European club athletics look like a sport
International track & field student-athletes occupy an interesting intersection of two of our motivating questions. First, how can we keep more track & field athletes in the sport after they graduate college? Second, as part answer to the first, what can we learn and import from the European sport model?
Our competitive and business models are based in large part on the European club system, not just in track & field but in all sports. The hurdles are more cultural - that is, the culture of track & field in the US - than commercial.
One of the easiest ways to see this is on social media. Go to Instagram and look at the social media feeds for European track & clubs and athletes. Not the tip top of the pyramid with the athletes who will be in Tokyo this summer, but the much broader base a small step or two below. For starters, there is a broad base a small step or two below! But look at how they are dressed: they’re all wearing club gear and club colors. Look at who else is in the picture: they are training and competing as teams. Look at where else their pictures are taken: they go out, hang out and maybe hook up after practice. Take a look at what you don’t see: you don’t see training tips, technical self-analyses, poses with some product that “sponsors” the athlete or the clichéd “DEAD!” pic of a runner sprawled on a track - all things you will see almost exclusively from the tip top of US athletes.

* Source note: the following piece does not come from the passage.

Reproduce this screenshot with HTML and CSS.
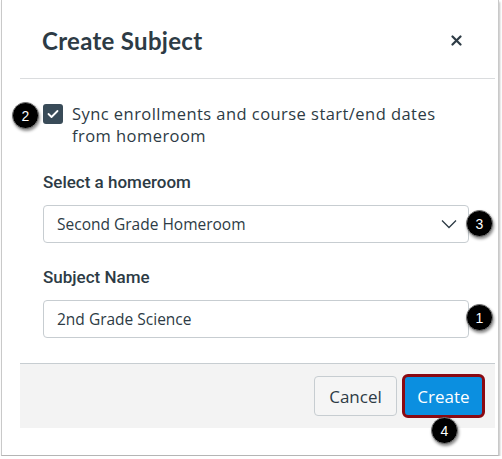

The pictures, the graphics, the captions, the hashtags from across the pond all convey sports.
GET STARTED: FIND A PLACE, THEN FIND THE PEOPLE
If aliens came down to earth and looked at the social media feeds of a swath of pro or semi-pro sports teams, European athletics clubs and athletes, American track & field clubs and athletes, and fitness influencers and hangers-on, they would group together the first two and the last two.
American athletics missing out on a what should be a global game
The most successful sports are ones that attract the most athletes able to compete at whatever level. Soccer is the global game not because it’s played everywhere, but because everyone goes anywhere they have to in order to play at the highest level they can.
FC Tulsa - playing in roughly the second-ish tier of America soccer - has players from The Gambia, Nigeria, and Cuba… and that’s just on defense! Take a look at the rosters for the Euro 2020 Championships taking place right now, and you’ll see how few of them are playing in their home countries. That is a measure of success, and with athletics being one of the few sports with a truly global grassroots base of athletes, similar movement of athletes should be possible.
A functional athletics ecosystem in the US would benefit greatly from international athletes. They could bring the culture of the clubs they grew up with to American clubs (preferably new startup clubs, since there’s little hope of changing the culture of the existing ones). There would be the social and commercial cachet that comes from an international presence. There would also be a stronger delineation between club / professional athletics, and the Olympic / national team focus that dominates so much of track & field to the sport’s detriment. The more we can separate athletics from the Olympics, the more we’ll be able to establish a continuous presence and - therefore - upward trend for the sport, instead of just waiting four years for the next blip.
Best of all, these athletes are already here! The numbers above are from the top 10 finishers at NCAA Division I, but it stands to reason that the percentages would extrapolate to the start lists; and, to varying extents, to team rosters and the other divisions of the NCAA and NAIA.